TG: Will the old street lights ever change? I am an Evanston resident and when I drive from Chicago into Evanston there is a distinct dimming of lights. – Lorelei
From TG: Yes, and you’re right, Lorelei. Lights are dimmer in Evanston than in Chicago, something that is noticeable particularly on Ridge Avenue once one crosses Howard. The Tallmadge light fixtures are beautiful and loved by many, and they do provide less light that those immediately to the south. The change is slow but occurring: The City is installing LED lights in many of these, which provide brighter light with less pollution.
The Traffic Guy thinks …
… that perhaps as dramatic – and to TG much more disturbing than the dimmer lighting – is the “greeting” that Evanston provides: From Howard street north on Dodge for blocks there are signs, signs, signs cluttering the parkways. Surely something can be done.

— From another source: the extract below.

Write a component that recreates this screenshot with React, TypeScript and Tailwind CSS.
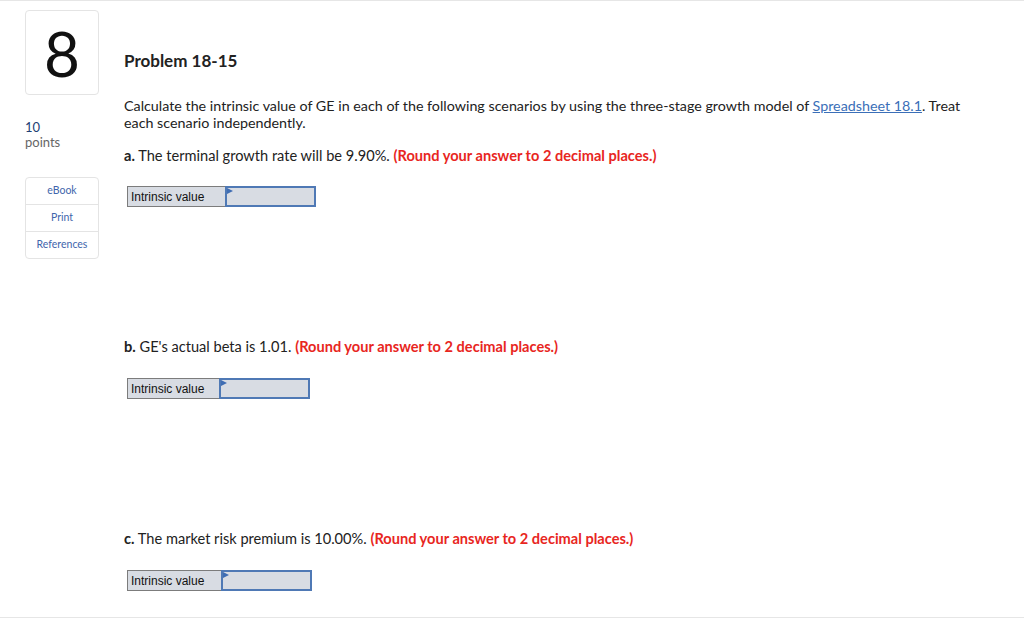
const font = { fontFamily: 'Lato, "Open Sans", sans-serif' };

function Answer({ labelW, inputW }: { labelW: string; inputW: string }) {
  return (
    <div className="flex h-[21px] ml-[3px]">
      <div
        className={`${labelW} border border-[#7c7c7c] border-r-0 bg-[#d8dce3] flex items-center pl-[3px] text-[12px] text-[#111]`}
        style={{ fontFamily: '"Liberation Sans", Arial, sans-serif' }}
      >
        Intrinsic value
      </div>
      <div className={`${inputW} relative border-2 border-[#4f79b5] bg-[#d8dce3]`}>
        <svg className="absolute left-0 top-0" width="6" height="7" viewBox="0 0 6 7">
          <path d="M0 0 L6 3 L0 6 Z" fill="#3f6db3" />
        </svg>
      </div>
    </div>
  );
}

function Question({ tag, text }: { tag: string; text: string }) {
  return (
    <p className="text-[14.6px] text-[#222] leading-[17px]">
      <span className="font-bold">{tag}</span> {text}{' '}
      <span className="font-bold text-[#e8261e]">(Round your answer to 2 decimal places.)</span>
    </p>
  );
}

export default function App() {
  return (
    <div className="w-[1024px] h-[619px] bg-white border-t border-[#e6e6e6] relative overflow-hidden" style={font}>
      <div className="flex">
        <aside className="w-[124px] shrink-0 pl-[25px] pt-[9px]">
          <div className="w-[74px] h-[85px] border border-[#e4e4e4] rounded-[4px] flex items-center justify-center">
            <span className="text-[62px] font-normal text-[#111] leading-none">8</span>
          </div>
          <div className="mt-[25px] text-[13px] leading-[15px]">
            <div className="text-[#1d3f74]">10</div>
            <div className="text-[#666]">points</div>
          </div>
          <div className="mt-[27px] w-[74px] border border-[#e4e4e4] rounded-[4px] text-[10.5px] text-[#3f66ac] text-center">
            <div className="h-[27px] flex items-center justify-center border-b border-[#e4e4e4]">eBook</div>
            <div className="h-[27px] flex items-center justify-center border-b border-[#e4e4e4]">Print</div>
            <div className="h-[26px] flex items-center justify-center">References</div>
          </div>
        </aside>
        <main className="flex-1 pr-[40px]">
          <h1 className="mt-[50px] text-[17px] font-bold text-[#222] leading-[20px]">Problem 18-15</h1>
          <p className="mt-[26px] text-[14.3px] text-[#222] leading-[17px]">
            Calculate the intrinsic value of GE in each of the following scenarios by using the three-stage growth model of{' '}
            <span className="text-[#3b6fb8] underline">Spreadsheet 18.1</span>. Treat each scenario independently.
          </p>
          <div className="mt-[16px]">
            <Question tag="a." text="The terminal growth rate will be 9.90%." />
          </div>
          <div className="mt-[22px]">
            <Answer labelW="w-[98px]" inputW="w-[91px]" />
          </div>
          <div className="mt-[131px]">
            <Question tag="b." text="GE's actual beta is 1.01." />
          </div>
          <div className="mt-[23px]">
            <Answer labelW="w-[92px]" inputW="w-[91px]" />
          </div>
          <div className="mt-[131px]">
            <Question tag="c." text="The market risk premium is 10.00%." />
          </div>
          <div className="mt-[23px]">
            <Answer labelW="w-[94px]" inputW="w-[91px]" />
          </div>
        </main>
      </div>
      <div className="absolute left-0 right-0 bottom-[1px] border-t border-[#e6e6e6]" />
    </div>
  );
}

Don’t forget to spring forward on March 14 – set the clocks up one hour.
The curb cuts filling up with snow from the plows made it impossible for people who use wheelchairs to get around. This has been a problem for many years. Sometimes homeowners clear the corners so their neighbor in a wheelchair can get across the street, only to have the plow come by and leave a pile of snow back in the curb cut. The city needs more bobcats to go back though and clear curb cuts. Northwestern does it and so do the shovelers around St Francis.
If the city wants drivers to abide by the no parking signs, the signs on residential streets should be more visible especially for the benefit of transients who are not familiar with dates of no parking. They are not signs one might pay attention to when turning a corner or watching for a pedestrian. So why place them at the beginning of a block?